Moore’s camp has twice threatened the Alabama Media Group, home to AL.com, according to a letter from a lawyer for the company. “You have accused AL.com of making ‘false reports and/or careless reporting’ about multiple subjects related to your clients,” reads the letter from John Thompson of Lightfoot Franklin White LLC. “Your letter demands that AL.com retract and recant its prior stories and that it ‘cease and desist’ from any further reporting about your clients,” reads the letter.“AL.com hereby rejects your demand,” it continues.

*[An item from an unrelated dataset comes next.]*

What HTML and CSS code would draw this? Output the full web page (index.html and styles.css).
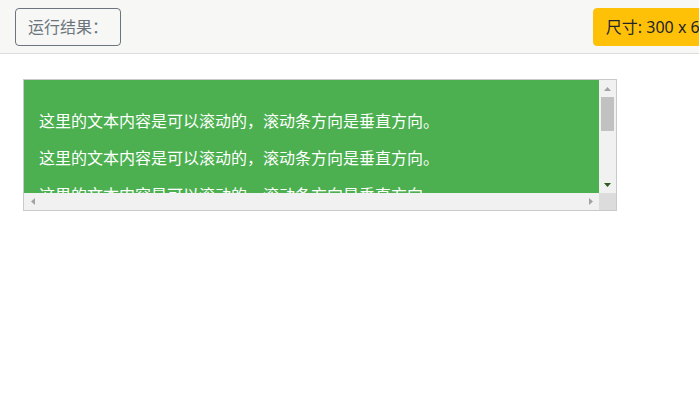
FILE: index.html
```html
<!DOCTYPE html>
<html lang="zh">
<head>
<meta charset="utf-8">
<title>运行结果</title>
<link rel="stylesheet" href="styles.css">
</head>
<body>
<header class="toolbar">
  <button class="btn btn-outline">运行结果：</button>
  <button class="btn btn-warning">尺寸: 300 x 600</button>
</header>
<main class="stage">
  <div class="scroll-box">
    <div class="viewport">
      <div class="content">
        <p>这里的文本内容是可以滚动的，滚动条方向是垂直方向。</p>
        <p>这里的文本内容是可以滚动的，滚动条方向是垂直方向。</p>
        <p>这里的文本内容是可以滚动的，滚动条方向是垂直方向。</p>
        <p>这里的文本内容是可以滚动的，滚动条方向是垂直方向。</p>
        <p>这里的文本内容是可以滚动的，滚动条方向是垂直方向。</p>
      </div>
    </div>
    <div class="vbar">
      <div class="sb-btn">
        <svg width="7" height="4" viewBox="0 0 7 4"><polygon points="3.5,0 7,4 0,4" fill="#a3a3a3"/></svg>
      </div>
      <div class="vtrack"><div class="vthumb"></div></div>
      <div class="sb-btn">
        <svg width="7" height="4" viewBox="0 0 7 4"><polygon points="0,0 7,0 3.5,4" fill="#2d5a1e"/></svg>
      </div>
    </div>
    <div class="hbar">
      <div class="sb-btn">
        <svg width="4" height="7" viewBox="0 0 4 7"><polygon points="4,0 4,7 0,3.5" fill="#a3a3a3"/></svg>
      </div>
      <div class="htrack"></div>
      <div class="sb-btn">
        <svg width="4" height="7" viewBox="0 0 4 7"><polygon points="0,0 4,3.5 0,7" fill="#a3a3a3"/></svg>
      </div>
    </div>
    <div class="corner"></div>
  </div>
</main>
</body>
</html>
```
FILE: styles.css
```css
html, body {
  margin: 0;
  padding: 0;
  background: #ffffff;
  overflow: hidden;
}
body {
  font-family: "Noto Sans", "Noto Sans CJK SC", sans-serif;
  width: 699px;
}
.toolbar {
  display: flex;
  justify-content: space-between;
  align-items: center;
  width: 746px;
  height: 54px;
  box-sizing: border-box;
  padding: 0 15px;
  background: #f7f7f5;
  border-bottom: 1px solid #dcdcdc;
}
.btn {
  flex-shrink: 0;
  height: 38px;
  box-sizing: border-box;
  padding: 0 12px;
  border-radius: 4px;
  font-family: "Noto Sans", "Noto Sans CJK SC", sans-serif;
  font-size: 16px;
  line-height: 36px;
  white-space: nowrap;
}
.btn-outline {
  border: 1px solid #6c757d;
  background: transparent;
  color: #6c757d;
}
.btn-warning {
  border: 1px solid #ffc107;
  background: #ffc107;
  color: #212529;
}
.stage {
  padding: 25px 23px 24px;
}
.scroll-box {
  display: grid;
  grid-template-columns: 575px 17px;
  grid-template-rows: 113px 17px;
  width: 592px;
  border: 1px solid #cacaca;
}
.viewport {
  overflow: hidden;
  background: #4caf50;
}
.content {
  padding: 15px;
  color: #ffffff;
  font-size: 16px;
  line-height: 21px;
  white-space: nowrap;
}
.content p {
  margin: 16px 0;
}
.vbar {
  display: flex;
  flex-direction: column;
  background: #f1f1f1;
}
.hbar {
  display: flex;
  background: #f1f1f1;
}
.sb-btn {
  flex: 0 0 17px;
  width: 17px;
  height: 17px;
  display: flex;
  align-items: center;
  justify-content: center;
}
.vtrack {
  flex: 1;
  padding: 0 2px;
}
.vthumb {
  height: 34px;
  background: #c1c1c1;
}
.htrack {
  flex: 1;
}
.corner {
  background: #dcdcdc;
}
```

Michelle Holmes, vice president of content for Alabama Media Group (AMG), tells the Erik Wemple Blog that the company lacks specificity on just what stories have offended Roy Moore, Kayla Moore and their Foundation for Moral Law. “As the letter outlines, these demands appear to be a show more than they are a serious attempt to question what we believe to be fully legitimate, serious reporting,” says Holmes. The letter states, “You have not explained how anything that AL.com has reported is untrue, inaccurate or erroneous, nor do you provide any support for your position.”

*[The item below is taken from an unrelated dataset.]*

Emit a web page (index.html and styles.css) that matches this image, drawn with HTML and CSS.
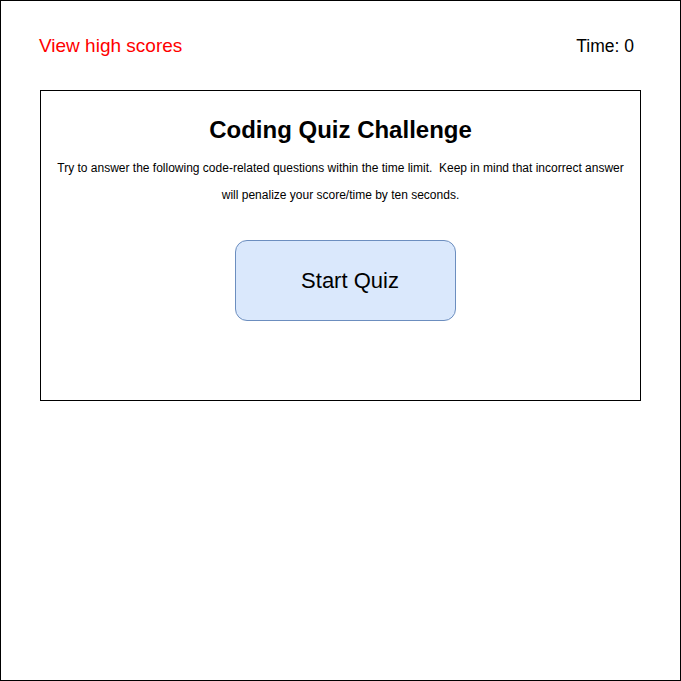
FILE: index.html
```html
<!DOCTYPE html>
<html lang="en">
<head>
<meta charset="utf-8">
<title>Coding Quiz</title>
<link rel="stylesheet" href="styles.css">
</head>
<body>
<div class="frame">
  <header class="top">
    <a class="scores" href="#">View high scores</a>
    <span class="timer">Time: 0</span>
  </header>
  <main class="card">
    <h1 class="title">Coding Quiz Challenge</h1>
    <p class="intro">Try to answer the following code-related questions within the time limit.&nbsp; Keep in mind that incorrect answer will penalize your score/time by ten seconds.</p>
    <div class="actions">
      <button class="start" type="button">Start Quiz</button>
    </div>
  </main>
</div>
</body>
</html>
```

FILE: styles.css
```css
* { box-sizing: border-box; }
html, body { margin: 0; padding: 0; background: #fff; }
body { font-family: "Liberation Sans", Arial, Helvetica, sans-serif; color: #000; }

.frame {
  width: 681px;
  height: 681px;
  border: 1px solid #000;
  padding: 34px 0 0 0;
}

.top {
  display: flex;
  justify-content: space-between;
  align-items: baseline;
  padding: 0 46px 0 38px;
  height: 22px;
  line-height: 22px;
}

.scores {
  color: #ff0000;
  text-decoration: none;
  font-size: 19px;
}

.timer {
  font-size: 17.5px;
}

.card {
  margin: 33px 0 0 39px;
  width: 601px;
  height: 311px;
  border: 1px solid #000;
  padding: 25px 10px 0 10px;
  text-align: center;
}

.title {
  margin: 0;
  font-size: 24px;
  line-height: 28px;
  font-weight: bold;
}

.intro {
  margin: 11px 0 0 0;
  font-size: 12px;
  line-height: 27px;
}

.actions {
  display: flex;
  margin-top: 31px;
  padding-left: 184px;
}

.start {
  width: 221px;
  height: 81px;
  background: #dae8fc;
  border: 1px solid #6c8ebf;
  border-radius: 12px;
  font-family: "Liberation Sans", Arial, Helvetica, sans-serif;
  font-size: 22px;
  color: #000;
  padding: 0 0 0 9px;
  cursor: pointer;
}
```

There are two things they know with nearly absolute certainty: Moore is not going to file a lawsuit, and if he did, it would be dismissed quickly. They have pretty much a zero chance of ever losing such a suit. So Moore’s attorney can huff and puff all he wants, but he isn’t going to blow their house down and they know it. They also know that the last thing Moore wants is to open himself up to discovery motions and subpoenas that would uncover even more dirt on him, or at least confirm what was previously reported.